### Task brief
Look for the line containing "Generate a component" and the line containing "border border-t-2 border-t-[#6a6a6a]"; retype them and all lines between, exactly, and leave out the pictures.

### Record set

########################################

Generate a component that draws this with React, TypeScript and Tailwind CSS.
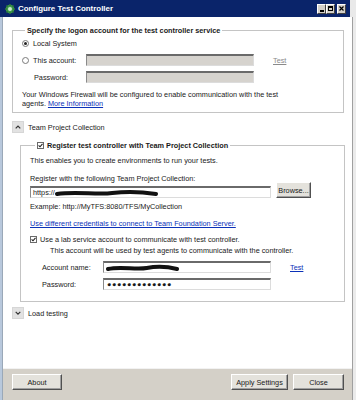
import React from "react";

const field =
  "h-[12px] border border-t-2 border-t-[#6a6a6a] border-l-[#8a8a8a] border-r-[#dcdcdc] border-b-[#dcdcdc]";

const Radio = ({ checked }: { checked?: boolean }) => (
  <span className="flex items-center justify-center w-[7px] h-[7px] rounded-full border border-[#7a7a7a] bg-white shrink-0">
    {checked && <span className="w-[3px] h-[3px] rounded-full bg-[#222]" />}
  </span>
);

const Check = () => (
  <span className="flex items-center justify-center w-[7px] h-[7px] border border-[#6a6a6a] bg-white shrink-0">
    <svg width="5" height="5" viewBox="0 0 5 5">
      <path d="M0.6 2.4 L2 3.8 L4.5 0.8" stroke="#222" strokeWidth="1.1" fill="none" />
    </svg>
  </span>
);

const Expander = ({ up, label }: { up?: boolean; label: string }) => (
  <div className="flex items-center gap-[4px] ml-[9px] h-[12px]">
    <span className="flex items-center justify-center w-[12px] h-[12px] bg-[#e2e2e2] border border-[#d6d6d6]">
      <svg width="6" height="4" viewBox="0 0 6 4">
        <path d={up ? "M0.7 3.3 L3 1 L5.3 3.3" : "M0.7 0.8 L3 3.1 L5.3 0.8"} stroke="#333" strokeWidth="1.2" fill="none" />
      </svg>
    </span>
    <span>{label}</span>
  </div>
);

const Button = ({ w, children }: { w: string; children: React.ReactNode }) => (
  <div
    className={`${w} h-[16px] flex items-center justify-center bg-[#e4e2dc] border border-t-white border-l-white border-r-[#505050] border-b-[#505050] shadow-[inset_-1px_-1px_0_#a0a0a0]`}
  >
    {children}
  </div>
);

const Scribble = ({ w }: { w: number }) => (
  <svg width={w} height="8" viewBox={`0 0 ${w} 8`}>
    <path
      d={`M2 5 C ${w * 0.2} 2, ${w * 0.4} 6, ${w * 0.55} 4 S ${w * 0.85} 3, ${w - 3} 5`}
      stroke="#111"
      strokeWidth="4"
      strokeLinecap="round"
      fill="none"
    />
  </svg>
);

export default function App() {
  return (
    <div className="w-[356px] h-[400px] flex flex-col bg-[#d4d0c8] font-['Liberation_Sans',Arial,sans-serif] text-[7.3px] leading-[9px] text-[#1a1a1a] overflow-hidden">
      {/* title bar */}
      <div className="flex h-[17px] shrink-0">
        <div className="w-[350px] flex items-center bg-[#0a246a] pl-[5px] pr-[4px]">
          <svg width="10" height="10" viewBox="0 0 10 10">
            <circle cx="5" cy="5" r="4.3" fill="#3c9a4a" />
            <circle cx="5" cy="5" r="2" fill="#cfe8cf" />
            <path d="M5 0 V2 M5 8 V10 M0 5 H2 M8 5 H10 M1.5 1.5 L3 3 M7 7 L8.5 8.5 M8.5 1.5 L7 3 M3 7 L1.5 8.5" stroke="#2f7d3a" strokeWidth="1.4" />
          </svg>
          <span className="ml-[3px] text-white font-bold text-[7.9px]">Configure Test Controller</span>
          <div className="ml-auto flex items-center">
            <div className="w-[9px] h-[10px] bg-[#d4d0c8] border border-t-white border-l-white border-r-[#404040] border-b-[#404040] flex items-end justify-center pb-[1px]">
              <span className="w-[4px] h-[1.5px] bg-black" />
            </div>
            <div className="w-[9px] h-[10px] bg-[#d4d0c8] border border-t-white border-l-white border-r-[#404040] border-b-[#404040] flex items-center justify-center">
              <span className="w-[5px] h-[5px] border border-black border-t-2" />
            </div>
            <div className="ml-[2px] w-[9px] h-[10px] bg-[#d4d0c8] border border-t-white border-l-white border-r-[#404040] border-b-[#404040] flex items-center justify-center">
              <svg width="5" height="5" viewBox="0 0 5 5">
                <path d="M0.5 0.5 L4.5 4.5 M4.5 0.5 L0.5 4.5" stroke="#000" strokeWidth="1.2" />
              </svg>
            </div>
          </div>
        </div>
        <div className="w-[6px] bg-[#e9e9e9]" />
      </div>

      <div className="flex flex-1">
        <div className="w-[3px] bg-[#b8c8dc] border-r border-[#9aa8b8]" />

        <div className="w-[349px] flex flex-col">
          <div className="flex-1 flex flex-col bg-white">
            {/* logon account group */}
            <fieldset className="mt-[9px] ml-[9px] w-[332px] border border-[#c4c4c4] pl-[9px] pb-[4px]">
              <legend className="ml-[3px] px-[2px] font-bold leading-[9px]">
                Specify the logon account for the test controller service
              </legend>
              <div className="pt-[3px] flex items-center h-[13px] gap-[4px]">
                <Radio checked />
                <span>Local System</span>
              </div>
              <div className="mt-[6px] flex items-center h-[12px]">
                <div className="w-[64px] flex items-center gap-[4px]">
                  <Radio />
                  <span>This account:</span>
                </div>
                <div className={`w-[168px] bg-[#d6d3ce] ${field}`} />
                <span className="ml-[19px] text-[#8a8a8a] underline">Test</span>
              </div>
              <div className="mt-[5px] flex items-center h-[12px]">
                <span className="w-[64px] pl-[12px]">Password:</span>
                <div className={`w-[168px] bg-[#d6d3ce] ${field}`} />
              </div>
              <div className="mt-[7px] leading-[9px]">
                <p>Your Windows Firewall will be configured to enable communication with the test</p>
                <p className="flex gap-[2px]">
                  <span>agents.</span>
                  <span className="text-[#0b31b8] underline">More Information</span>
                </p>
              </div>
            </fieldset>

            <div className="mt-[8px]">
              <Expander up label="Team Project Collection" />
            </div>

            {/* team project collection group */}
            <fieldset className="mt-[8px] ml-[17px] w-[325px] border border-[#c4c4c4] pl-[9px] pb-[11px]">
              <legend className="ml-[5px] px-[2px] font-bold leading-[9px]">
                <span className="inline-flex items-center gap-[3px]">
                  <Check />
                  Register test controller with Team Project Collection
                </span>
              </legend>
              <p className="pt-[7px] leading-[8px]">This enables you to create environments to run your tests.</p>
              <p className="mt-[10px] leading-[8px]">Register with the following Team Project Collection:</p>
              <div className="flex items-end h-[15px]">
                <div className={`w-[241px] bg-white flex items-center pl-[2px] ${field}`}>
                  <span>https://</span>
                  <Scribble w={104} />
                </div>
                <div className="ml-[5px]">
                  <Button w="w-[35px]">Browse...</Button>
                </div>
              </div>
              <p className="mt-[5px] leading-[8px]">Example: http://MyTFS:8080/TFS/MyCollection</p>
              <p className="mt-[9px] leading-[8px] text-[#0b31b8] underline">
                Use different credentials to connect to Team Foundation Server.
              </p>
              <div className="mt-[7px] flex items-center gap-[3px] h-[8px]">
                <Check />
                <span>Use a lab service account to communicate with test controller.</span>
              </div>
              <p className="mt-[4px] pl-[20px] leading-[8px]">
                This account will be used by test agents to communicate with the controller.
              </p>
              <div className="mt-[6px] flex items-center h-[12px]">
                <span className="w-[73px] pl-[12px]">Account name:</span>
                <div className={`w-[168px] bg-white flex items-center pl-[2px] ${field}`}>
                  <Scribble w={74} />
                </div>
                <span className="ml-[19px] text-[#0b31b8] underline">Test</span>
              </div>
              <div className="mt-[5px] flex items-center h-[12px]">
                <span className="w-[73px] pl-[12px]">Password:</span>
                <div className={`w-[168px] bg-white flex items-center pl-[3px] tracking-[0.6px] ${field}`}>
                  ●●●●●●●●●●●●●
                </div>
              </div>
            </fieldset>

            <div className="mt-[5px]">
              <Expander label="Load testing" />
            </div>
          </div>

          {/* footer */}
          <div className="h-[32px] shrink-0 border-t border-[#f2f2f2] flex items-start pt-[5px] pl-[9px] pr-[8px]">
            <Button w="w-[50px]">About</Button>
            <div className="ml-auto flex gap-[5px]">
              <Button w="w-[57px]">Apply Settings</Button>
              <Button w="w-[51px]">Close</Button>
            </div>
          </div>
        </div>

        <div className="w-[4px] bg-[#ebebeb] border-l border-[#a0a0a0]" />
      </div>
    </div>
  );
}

########################################

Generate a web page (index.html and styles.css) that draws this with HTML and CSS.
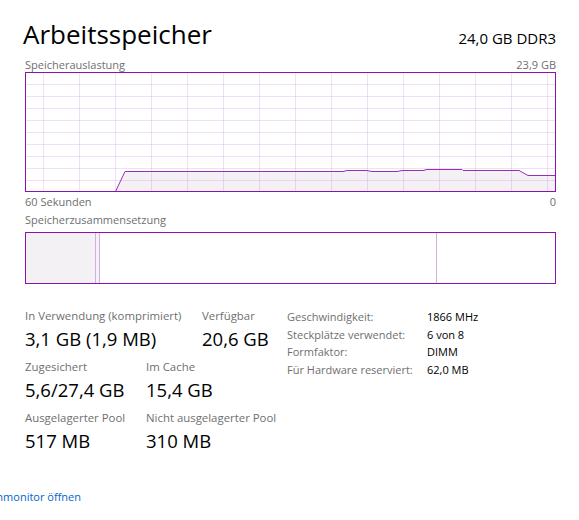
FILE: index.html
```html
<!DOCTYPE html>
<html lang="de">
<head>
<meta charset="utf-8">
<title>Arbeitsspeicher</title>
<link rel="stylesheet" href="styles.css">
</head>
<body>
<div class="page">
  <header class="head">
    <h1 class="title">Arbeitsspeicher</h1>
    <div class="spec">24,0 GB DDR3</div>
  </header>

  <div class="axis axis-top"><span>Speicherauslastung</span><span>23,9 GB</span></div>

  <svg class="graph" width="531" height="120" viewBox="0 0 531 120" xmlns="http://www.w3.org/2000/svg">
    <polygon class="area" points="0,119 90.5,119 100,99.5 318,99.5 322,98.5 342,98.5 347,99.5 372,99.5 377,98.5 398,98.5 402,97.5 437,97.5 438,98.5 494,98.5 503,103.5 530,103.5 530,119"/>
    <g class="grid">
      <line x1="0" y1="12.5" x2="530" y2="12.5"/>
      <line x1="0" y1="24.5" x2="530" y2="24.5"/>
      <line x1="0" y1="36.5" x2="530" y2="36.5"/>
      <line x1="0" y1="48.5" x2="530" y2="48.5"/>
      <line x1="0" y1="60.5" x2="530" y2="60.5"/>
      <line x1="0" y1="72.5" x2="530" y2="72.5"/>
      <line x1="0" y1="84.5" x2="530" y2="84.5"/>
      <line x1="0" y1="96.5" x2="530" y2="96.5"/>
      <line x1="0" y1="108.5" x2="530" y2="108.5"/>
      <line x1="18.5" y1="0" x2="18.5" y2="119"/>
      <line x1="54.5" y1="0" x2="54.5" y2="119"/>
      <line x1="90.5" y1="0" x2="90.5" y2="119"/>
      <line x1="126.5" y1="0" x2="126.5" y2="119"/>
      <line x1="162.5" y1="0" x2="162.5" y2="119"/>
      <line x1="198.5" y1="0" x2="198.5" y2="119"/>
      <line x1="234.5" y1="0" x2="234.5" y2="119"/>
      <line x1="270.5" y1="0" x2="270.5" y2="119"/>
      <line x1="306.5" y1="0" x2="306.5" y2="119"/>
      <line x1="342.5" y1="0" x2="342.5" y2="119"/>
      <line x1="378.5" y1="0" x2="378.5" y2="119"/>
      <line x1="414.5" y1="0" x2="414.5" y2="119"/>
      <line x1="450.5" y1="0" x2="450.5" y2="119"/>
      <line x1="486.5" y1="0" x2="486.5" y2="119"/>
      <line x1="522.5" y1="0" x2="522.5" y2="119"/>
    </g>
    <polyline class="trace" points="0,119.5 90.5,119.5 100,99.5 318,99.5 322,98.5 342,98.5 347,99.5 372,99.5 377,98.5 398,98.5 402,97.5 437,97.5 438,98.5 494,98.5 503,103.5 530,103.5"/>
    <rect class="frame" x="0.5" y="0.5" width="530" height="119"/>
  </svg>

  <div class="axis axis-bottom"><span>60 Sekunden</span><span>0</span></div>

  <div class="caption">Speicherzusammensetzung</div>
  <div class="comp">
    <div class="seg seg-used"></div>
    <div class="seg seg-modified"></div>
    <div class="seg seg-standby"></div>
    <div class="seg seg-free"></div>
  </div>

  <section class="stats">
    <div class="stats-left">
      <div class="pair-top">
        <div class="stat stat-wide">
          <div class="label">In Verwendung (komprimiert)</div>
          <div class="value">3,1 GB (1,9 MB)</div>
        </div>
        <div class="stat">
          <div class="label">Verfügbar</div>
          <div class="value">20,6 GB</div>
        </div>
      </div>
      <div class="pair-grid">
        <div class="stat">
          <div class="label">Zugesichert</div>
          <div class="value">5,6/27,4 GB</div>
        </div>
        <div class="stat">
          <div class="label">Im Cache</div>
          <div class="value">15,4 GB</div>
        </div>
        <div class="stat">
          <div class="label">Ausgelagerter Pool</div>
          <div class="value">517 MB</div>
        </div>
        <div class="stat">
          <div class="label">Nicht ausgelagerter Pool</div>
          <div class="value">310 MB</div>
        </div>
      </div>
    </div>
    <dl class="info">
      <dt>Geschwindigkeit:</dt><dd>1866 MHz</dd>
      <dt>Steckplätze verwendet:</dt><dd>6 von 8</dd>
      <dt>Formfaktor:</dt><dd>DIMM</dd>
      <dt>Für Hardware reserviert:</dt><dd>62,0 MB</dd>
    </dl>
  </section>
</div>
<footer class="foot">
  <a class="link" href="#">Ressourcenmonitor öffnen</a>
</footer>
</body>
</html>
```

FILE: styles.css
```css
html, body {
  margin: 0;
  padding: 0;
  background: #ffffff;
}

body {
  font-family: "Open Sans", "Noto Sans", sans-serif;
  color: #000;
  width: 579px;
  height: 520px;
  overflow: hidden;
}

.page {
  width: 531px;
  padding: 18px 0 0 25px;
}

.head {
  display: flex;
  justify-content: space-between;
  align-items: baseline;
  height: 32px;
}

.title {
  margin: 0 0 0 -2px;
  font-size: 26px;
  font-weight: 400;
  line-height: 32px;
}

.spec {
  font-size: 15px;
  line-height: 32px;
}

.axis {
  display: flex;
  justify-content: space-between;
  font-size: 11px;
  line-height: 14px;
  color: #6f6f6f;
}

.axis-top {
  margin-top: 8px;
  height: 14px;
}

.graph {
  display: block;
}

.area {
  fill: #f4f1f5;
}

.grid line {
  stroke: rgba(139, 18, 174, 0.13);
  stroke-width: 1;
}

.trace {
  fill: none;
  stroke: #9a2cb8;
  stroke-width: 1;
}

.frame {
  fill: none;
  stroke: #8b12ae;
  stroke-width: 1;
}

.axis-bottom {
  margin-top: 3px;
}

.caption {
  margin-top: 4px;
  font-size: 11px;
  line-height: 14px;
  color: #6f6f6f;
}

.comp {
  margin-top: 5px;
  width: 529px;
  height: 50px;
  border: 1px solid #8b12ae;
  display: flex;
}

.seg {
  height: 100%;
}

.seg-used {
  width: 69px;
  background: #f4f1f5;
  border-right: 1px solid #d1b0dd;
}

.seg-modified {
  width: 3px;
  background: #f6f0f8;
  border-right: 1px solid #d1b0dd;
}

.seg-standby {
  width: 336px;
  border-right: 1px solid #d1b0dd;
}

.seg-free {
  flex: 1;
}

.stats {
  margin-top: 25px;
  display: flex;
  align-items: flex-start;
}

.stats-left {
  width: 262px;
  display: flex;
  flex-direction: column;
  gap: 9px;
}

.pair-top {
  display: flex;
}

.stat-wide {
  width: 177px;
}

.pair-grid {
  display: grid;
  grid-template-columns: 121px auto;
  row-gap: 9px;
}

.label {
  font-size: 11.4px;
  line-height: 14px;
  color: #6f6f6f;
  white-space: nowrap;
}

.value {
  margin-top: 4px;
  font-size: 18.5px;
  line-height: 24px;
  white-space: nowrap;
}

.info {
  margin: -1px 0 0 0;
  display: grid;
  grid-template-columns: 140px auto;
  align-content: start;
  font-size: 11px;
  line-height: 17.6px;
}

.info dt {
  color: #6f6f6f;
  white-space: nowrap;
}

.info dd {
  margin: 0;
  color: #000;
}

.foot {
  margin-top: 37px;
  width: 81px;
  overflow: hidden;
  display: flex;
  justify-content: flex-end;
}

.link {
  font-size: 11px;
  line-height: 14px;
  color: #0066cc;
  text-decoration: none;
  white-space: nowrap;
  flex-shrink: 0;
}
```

########################################

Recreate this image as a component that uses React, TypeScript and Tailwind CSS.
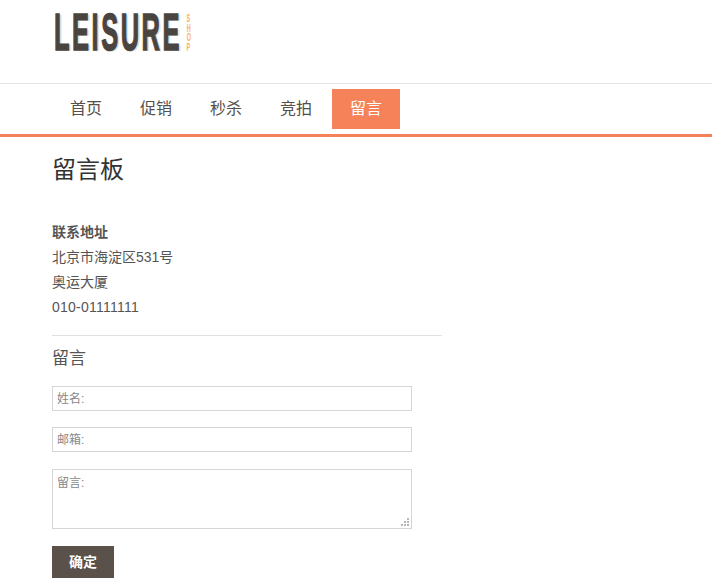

########################################

### Exercise answer
Generate a component that draws this with React, TypeScript and Tailwind CSS.
import React from "react";

const field =
  "h-[12px] border border-t-2 border-t-[#6a6a6a] border-l-[#8a8a8a] border-r-[#dcdcdc] border-b-[#dcdcdc]";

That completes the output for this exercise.